Se me ocurren cada cosa que recolgando parecen bolsas, eso al menos es uno de los tantos dichos que se nos han transmitido desde hace siglos y que, por una pérfida desgracia hemos ido perdiendo entre una serie de impositivos anglicismos, por un lado, y por la obtusa defección de ese lenguaje popular que no hemos cultivado, de tal forma que, en nuestra lengua vernácula ya no existen aquellas expresiones propias: "Échate pa llá", "eres más viejo que el anda pa lante", "lleva una tranca que no se tiene en pie", "está ajilipollao", "es un latonero profesional", "es más feo que Picio", "anda y que te den", "está más volao que una pandorga", "le entró un paralí o un repente", "tiene media en lo alto", "es un hueso manío", "estoy jartito de tanto pringá", "el niño tiene un butre de no te menees", "ese es un mandao que no sirve pa ná", "está majareta y además ventolinao", "es un auténtico papafrita", "se aturrulla más que un tartaja", o "mira tu que está jerguío hasta las trancas"...

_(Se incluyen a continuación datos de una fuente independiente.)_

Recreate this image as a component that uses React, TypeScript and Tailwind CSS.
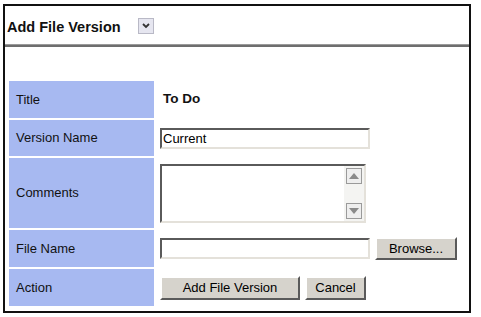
import React from 'react';

const inset =
  'border-2 border-t-[#5a5a5a] border-l-[#5a5a5a] border-b-[#e4e1da] border-r-[#e4e1da] bg-white';
const outset =
  'border-2 border-t-white border-l-white border-b-[#5a5a5a] border-r-[#5a5a5a] bg-[#d6d3cc] text-[13px] text-black flex items-center justify-center';

function Label({ text, h }: { text: string; h: string }) {
  return (
    <div className={`bg-[#a7b9f1] flex items-center pl-[7px] text-[13px] text-[#111] ${h}`}>
      {text}
    </div>
  );
}

function ScrollButton({ up }: { up: boolean }) {
  return (
    <div className="w-[16px] h-[16px] border border-[#9a9a9a] bg-[#eeeeee] flex items-center justify-center">
      <svg width="10" height="6" viewBox="0 0 10 6">
        {up ? <polygon points="5,0 10,6 0,6" fill="#8a8a8a" /> : <polygon points="0,0 10,0 5,6" fill="#8a8a8a" />}
      </svg>
    </div>
  );
}

export default function App() {
  return (
    <div className="w-[481px] h-[317px] bg-white font-['Liberation_Sans',Arial,sans-serif] pt-[4px] pl-[3px]">
      <div className="w-[468px] h-[309px] border-2 border-[#111] flex flex-col">
        {/* Header */}
        <div className="h-[38px] flex items-center pl-[2px] pt-[5px]">
          <span className="text-[14.5px] font-bold text-[#111]">Add File Version</span>
          <div className="ml-[17px] mb-[3px] w-[16px] h-[16px] border border-[#b9b9c6] bg-[#e6e6f0] flex items-center justify-center">
            <svg width="8" height="6" viewBox="0 0 8 6">
              <polyline points="1,1 4,4 7,1" fill="none" stroke="#333" strokeWidth="1.8" />
            </svg>
          </div>
        </div>
        <div className="h-[1px] bg-[#9a9a9a]" />
        <div className="h-[2px] bg-[#6e6e6e]" />

        {/* Form */}
        <div className="mt-[34px] ml-[4px] grid grid-cols-[145px_1fr] gap-y-[2px]">
          <Label text="Title" h="h-[37px]" />
          <div className="flex items-center pl-[9px] text-[13.5px] font-bold text-[#111]">To Do</div>

          <Label text="Version Name" h="h-[36px]" />
          <div className="flex items-center pl-[6px]">
            <input
              defaultValue="Current"
              className={`${inset} w-[210px] h-[21px] px-[1px] text-[13px] text-black outline-none`}
            />
          </div>

          <Label text="Comments" h="h-[70px]" />
          <div className="flex items-center pl-[6px]">
            <div className={`${inset} w-[206px] h-[59px] flex`}>
              <div className="flex-1" />
              <div className="w-[20px] bg-[#f4f4f2] flex flex-col justify-between items-center py-[2px]">
                <ScrollButton up />
                <ScrollButton up={false} />
              </div>
            </div>
          </div>

          <Label text="File Name" h="h-[37px]" />
          <div className="flex items-center pl-[6px] gap-[5px]">
            <input className={`${inset} w-[210px] h-[21px] text-[13px] outline-none`} />
            <button className={`${outset} w-[82px] h-[23px]`}>Browse...</button>
          </div>

          <Label text="Action" h="h-[37px]" />
          <div className="flex items-center pl-[6px] gap-[5px]">
            <button className={`${outset} w-[140px] h-[24px]`}>Add File Version</button>
            <button className={`${outset} w-[61px] h-[24px]`}>Cancel</button>
          </div>
        </div>
      </div>
    </div>
  );
}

La altura de este vocabulario abarca el grueso de un diccionario en desuso, su estructura es una enjundiosa "canina" que se halla acomodada a otros usos progresistas, arquetipo del "nodo" invasor, cual tsunami lingüístico.

Ahora mandan los niños de Silicon Valley y toda la caterva de neologismos en las redes que nos atizan el cacumen hasta lo inevitable, llegando a concluir que ya no somos lo que éramos sino una panda de ineptos incapaces de encasillar nuestra tradicional semántica en unos aparatos novísimos y extraños, con palabros allende los mares de internet y analogías dispares, donde chocas con los routers, los gigas, emojis, el wifi, whatsapp, e-mails, Twiter, Instagram, stories, hashtags, ipads, iphones, earphones,selfies, likes, fake-news, spam... y como observará el distinguido público, uno no está a la altura de tanta intrudia mercadotécnica.

Andamos perdidos cuando el "móvil" levanta las cejas y nos propone uno de los mil modos de andar por su casa, que por supuesto no es la mía, ya que a un servidor no le apetece el sonido continuo de su trompetilla alterando la paz cotidiana, sea la lectura sosegada de un libro o silencio sepulcral de un convento.

Perdonen he salido y no he vuelto. Sigo en la senda de nuestro modo de ser. Ni soy inmovilista ni impongo por cuyons mi dietario gramatical, me recreo en una identidad que nunca debiéramos perder y por tanto, mantener esa la fraseología heredada del terruño, hacer y sentir, huyendo de tanta parsimonia tecnócrata, robótica y mecanicista, de tanta intríngulis y tanta sinergia transversal, de tanta industria japo/ yanki, para volver a nuestros simples vocablos donde emergen las voces acalladas del herrumbroso altillo, del umbral y los tiestos, del gañafote y la billarda, del trompo paito, la babucha, el citrato, los cosquis, la mosqueta, el "qué de qué" o el "no ni ná", la camioneta, el hoyo empicao, la mascá, piola, el zampuzo, la jangá, el alfayate o los pejereyes...

Volvamos la oración por pasiva y cuando llamemos a una de esas empresas que ponen una cinta grabada y remiten a no sé cuantos dígitos, esperas y tácticas da buti, usted responde con los giros autóctonos por los que ha navegado. Entonces se lía la de Dios. La máquina no entiende nada y usted menos. La debacle es total y les importa un bledo que no interprete su novísima inmersión lingüística, teta de la vaca, y el mosqueo es tal que uno se pregunta para qué hablan castellano casi 500 millones de habitantes y es el segundo idioma preferido en el globo terráqueo.

Y uno llega a pensar que son los nuevos constructores de un mecano sin alma. La Torre de Babel del siglo XXI.